Bloom filters are probabilistic data structures designed for efficient set membership tests. In this step-by-step guide, we’ll explore how to implement a Bloom filter in Python, understanding the key concepts and the code involved.

What is a Bloom Filter?

A Bloom filter is a space-efficient data structure for testing whether a given element is a member of a set. It achieves this by using multiple hash functions to map elements to positions in a bit array. While it provides fast membership tests, there is a possibility of false positives.

Step 1: Set Up Your Project

Start by creating a new Python project directory and setting up a virtual environment. This ensures a clean and isolated environment for your project.

mkdir bloom_filter_project
cd bloom_filter_project
python -m venv venv
source venv/bin/activate # On Windows, use venv\Scripts\activate

Step 2: Install Required Libraries

We’ll use the bitarray library for efficient bit manipulation. Install it using:

pip install bitarray

Step 3: Implement the Bloom Filter

Create a file named bloom_filter.py and start coding the Bloom filter class. Let’s break down the essential components:

from bitarray import bitarray
import hashlib

class BloomFilter:
    def __init__(self, size, num_hashes):
        self.size = size
        self.num_hashes = num_hashes
        self.bit_array = bitarray(size)
        self.bit_array.setall(0)

    def add(self, element):
        for i in range(self.num_hashes):
            index = self.hash_element(element, i) % self.size
            self.bit_array[index] = 1

    def contains(self, element):
        for i in range(self.num_hashes):
            index = self.hash_element(element, i) % self.size
            if not self.bit_array[index]:
                return False
        return True

    def hash_element(self, element, seed):
        hash_func = hashlib.sha256()
        hash_func.update((str(element) + str(seed)).encode('utf-8'))
        return int(hash_func.hexdigest(), 16)

Explanation:

  • __init__ Method: Initializes the Bloom filter with a specified size and the number of hash functions to be used. It also creates a bit array and sets all bits to 0.
  • add Method: Adds an element to the Bloom filter by setting the corresponding bits in the bit array using multiple hash functions.
  • contains Method: Checks if an element is likely present in the set by verifying that all corresponding bits are set. Note that false positives are possible.
  • hash_element Method: Generates a hash for an element using a combination of the element itself and a seed to create distinct hash values.

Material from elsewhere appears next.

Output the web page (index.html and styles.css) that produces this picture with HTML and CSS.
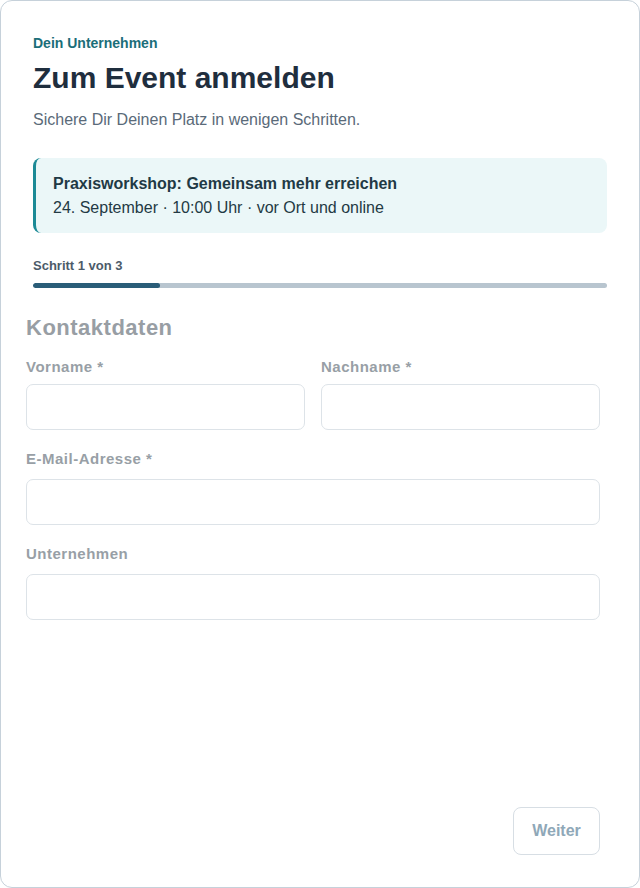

Step 4: Test Your Bloom Filter

Create a test script named test_bloom_filter.py to check the functionality:

from bloom_filter import BloomFilter

# Create a Bloom filter with size 100 and 3 hash functions
bloom_filter = BloomFilter(100, 3)

# Add elements to the Bloom filter
bloom_filter.add("apple")
bloom_filter.add("banana")

# Check membership
print(bloom_filter.contains("apple"))  # Output: True
print(bloom_filter.contains("orange"))  # Output: False (possible false positive)

Explanation:

  • Creates a Bloom filter with a size of 100 and 3 hash functions.
  • Adds “apple” and “banana” to the Bloom filter.
  • Checks membership for “apple” and “orange,” demonstrating the possibility of a false positive.

Conclusion

Congratulations! You’ve implemented a Bloom filter in Python. Bloom filters are valuable for scenarios where memory efficiency and quick membership tests are critical. Experiment with different parameters, such as the size of the filter and the number of hash functions, to find the right balance for your specific use case. Happy coding!